In her pre-40 days, when it was her, not just her earrings or her clothes or her hair, that people didn't like, their criticism could send her over the edge. "I remember years ago I had a long conversation with Sidney Poitier and I was just weeping to him," she told me. "And as I sat there crying, he said you have to remember you are carrying people's dreams and when you are carrying people's dreams, often times they put burdens on you that are not yours to bear. You have to decide what is your dream for yourself"

And that is the lovely, liberating, life-changing lesson that, as Oprah put it, "you just don't get when you're 28," but, at 40, you see with crystal clarity.

And she was right. If life really begins at 40, it's because that's, when, women finally get it. The guts to take back their lives. Seize the day. Glorify the new season and seasoning the the of experienced Black womanhood. It's their time and the time is right for a little self-indulgence.

With that in mind, I told some forty-something sisters about my friend and we worked out a whimsical little birthday, wish list--a Top 40 list for Miss Oh-My-God-I-Cant-Be-40. But it's also a pretty good check list for any sister headed for the day of reckoning. So here they are.

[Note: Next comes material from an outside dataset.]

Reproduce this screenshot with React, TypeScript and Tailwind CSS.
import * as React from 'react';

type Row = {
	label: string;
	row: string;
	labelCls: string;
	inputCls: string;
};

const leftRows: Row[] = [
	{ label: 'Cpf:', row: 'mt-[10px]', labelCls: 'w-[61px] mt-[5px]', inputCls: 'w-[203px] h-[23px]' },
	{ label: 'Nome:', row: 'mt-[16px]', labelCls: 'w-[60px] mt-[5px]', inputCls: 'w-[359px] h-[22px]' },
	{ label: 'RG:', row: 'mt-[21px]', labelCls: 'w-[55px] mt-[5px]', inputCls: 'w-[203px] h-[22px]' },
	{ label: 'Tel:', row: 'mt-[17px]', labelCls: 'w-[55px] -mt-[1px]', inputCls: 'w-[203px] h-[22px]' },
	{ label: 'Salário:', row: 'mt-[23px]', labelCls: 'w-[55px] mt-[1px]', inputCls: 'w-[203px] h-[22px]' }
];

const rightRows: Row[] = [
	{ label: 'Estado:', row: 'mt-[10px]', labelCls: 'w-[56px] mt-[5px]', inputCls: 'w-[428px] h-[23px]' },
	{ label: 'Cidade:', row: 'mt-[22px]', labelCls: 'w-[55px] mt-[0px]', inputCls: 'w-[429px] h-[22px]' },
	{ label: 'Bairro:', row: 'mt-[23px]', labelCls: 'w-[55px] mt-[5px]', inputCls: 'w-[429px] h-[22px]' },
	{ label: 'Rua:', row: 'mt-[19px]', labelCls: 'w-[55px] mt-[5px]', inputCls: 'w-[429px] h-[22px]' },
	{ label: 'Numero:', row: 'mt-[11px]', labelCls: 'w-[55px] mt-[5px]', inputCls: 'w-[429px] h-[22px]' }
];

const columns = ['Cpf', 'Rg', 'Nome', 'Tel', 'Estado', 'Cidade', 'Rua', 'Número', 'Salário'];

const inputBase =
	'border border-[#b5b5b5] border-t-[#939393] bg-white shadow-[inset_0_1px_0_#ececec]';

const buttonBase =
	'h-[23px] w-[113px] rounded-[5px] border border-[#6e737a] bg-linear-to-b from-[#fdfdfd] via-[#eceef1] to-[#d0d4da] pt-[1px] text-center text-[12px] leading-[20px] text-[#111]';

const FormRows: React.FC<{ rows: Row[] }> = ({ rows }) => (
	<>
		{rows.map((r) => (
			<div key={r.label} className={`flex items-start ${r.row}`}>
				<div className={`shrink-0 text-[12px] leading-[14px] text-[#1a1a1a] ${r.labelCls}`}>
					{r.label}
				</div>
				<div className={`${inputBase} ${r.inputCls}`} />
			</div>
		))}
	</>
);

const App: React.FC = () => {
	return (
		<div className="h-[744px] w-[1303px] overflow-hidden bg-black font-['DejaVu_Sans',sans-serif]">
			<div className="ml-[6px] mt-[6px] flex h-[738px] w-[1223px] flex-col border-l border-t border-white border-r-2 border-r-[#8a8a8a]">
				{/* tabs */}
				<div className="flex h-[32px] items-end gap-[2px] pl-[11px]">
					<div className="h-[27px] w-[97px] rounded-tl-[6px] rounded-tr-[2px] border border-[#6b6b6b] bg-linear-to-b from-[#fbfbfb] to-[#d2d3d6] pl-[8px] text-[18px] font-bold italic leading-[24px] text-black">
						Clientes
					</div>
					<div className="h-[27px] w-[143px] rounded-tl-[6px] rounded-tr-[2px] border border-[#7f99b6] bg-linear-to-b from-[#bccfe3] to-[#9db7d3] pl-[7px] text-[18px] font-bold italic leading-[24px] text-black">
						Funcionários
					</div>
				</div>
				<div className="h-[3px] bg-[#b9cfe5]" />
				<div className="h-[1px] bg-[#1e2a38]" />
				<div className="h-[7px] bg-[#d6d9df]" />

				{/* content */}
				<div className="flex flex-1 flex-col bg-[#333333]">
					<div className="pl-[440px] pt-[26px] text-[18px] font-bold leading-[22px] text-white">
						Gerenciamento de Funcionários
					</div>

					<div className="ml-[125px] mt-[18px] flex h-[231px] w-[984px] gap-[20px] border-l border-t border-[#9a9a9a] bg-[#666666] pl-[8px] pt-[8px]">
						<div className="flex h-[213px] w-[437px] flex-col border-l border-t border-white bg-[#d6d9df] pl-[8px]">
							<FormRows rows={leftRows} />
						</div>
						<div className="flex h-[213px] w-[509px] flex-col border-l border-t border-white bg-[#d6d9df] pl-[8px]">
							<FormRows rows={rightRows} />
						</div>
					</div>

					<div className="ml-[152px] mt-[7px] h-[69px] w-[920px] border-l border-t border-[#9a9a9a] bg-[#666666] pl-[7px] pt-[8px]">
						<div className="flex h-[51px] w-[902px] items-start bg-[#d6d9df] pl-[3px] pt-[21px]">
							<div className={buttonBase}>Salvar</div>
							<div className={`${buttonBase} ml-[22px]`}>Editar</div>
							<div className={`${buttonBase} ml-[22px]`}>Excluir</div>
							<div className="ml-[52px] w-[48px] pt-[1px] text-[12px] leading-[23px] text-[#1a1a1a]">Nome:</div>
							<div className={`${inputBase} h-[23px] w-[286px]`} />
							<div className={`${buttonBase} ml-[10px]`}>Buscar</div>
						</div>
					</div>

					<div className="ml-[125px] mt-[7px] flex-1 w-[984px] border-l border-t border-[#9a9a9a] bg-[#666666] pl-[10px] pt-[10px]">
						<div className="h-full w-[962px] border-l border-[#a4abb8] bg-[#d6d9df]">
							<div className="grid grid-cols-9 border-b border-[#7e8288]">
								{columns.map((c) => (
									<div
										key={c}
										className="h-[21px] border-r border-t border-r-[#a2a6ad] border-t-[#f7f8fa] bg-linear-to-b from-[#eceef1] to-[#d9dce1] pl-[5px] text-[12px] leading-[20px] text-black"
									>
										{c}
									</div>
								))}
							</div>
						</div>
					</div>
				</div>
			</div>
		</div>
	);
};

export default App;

The 40 things every Black woman must have by the time she turns 40. 1. Peace of mind (and a piece of property). 2. A mill. 3. Willpower. 4. A savings account in your own name (and an IRA in the name of your future security) 5. A mammogram. 6. A manicure (not to mention a pedicure, a facial and a massage--all the same day). 7. A set of matching luggage. 8. A ticket to some exotic place to unpack it. 9. A great hairdresser, gynecologist and stockbroker. 10. A passionate, fiery, unforgettable love affair. 11. A little black dress that makes you look five pounds thinner. 12. A sense of humor, style and purpose. 13. A selfish streak. 14. A spiritual foundation that gets you through a very bad night without going crazy. 15. A facial foundation that gets you through a very long day without going ashy. 16. A good bra. 17. A good spa. 18. A library card (used often). 19. A credit card (used sparingly). 20. At least one person in your life who says: "You call, I come. 21. Good body language (multilingual!). 22. A broken heart and the knowledge you can survive it. 23. A cause calibre (domestic violence, infant mortality, save the whales--your choice). 24. A personal relationship with God. 25. A personal trainer. 26. Selective amnesia (What Saturday morning meeting?" . 27. Gall. 28. A good skin-care regimen. 29. The ability to converse on any subject without benefit of concrete knowledge or access to facts. 30. A shocking secret. 31. A pair of silk pajamas. 32. A lifetime membership in at least one organization dedicated to uplifting Black folks (e.g., National Council of negro Women, The NAACP). 33. The phone number of someone who is good with their hands. 34. At least one drop-dead, don't-speak-to-me-because-you-know-you-don't-know-me gorgeous photo of yourself. 35. A friendship that has stood the test of time. 36. One last chance to tell the guy you were crazy about in 20s who treated you like cigarette ashes on the floor what you were too dumb to know when he walked out with your heart in his hands: "Thank you, thank you, thank you." 37. A soul mate. 38. Faith, hope and a good fantasy. 39. A dream. 40. A plan to make it come true.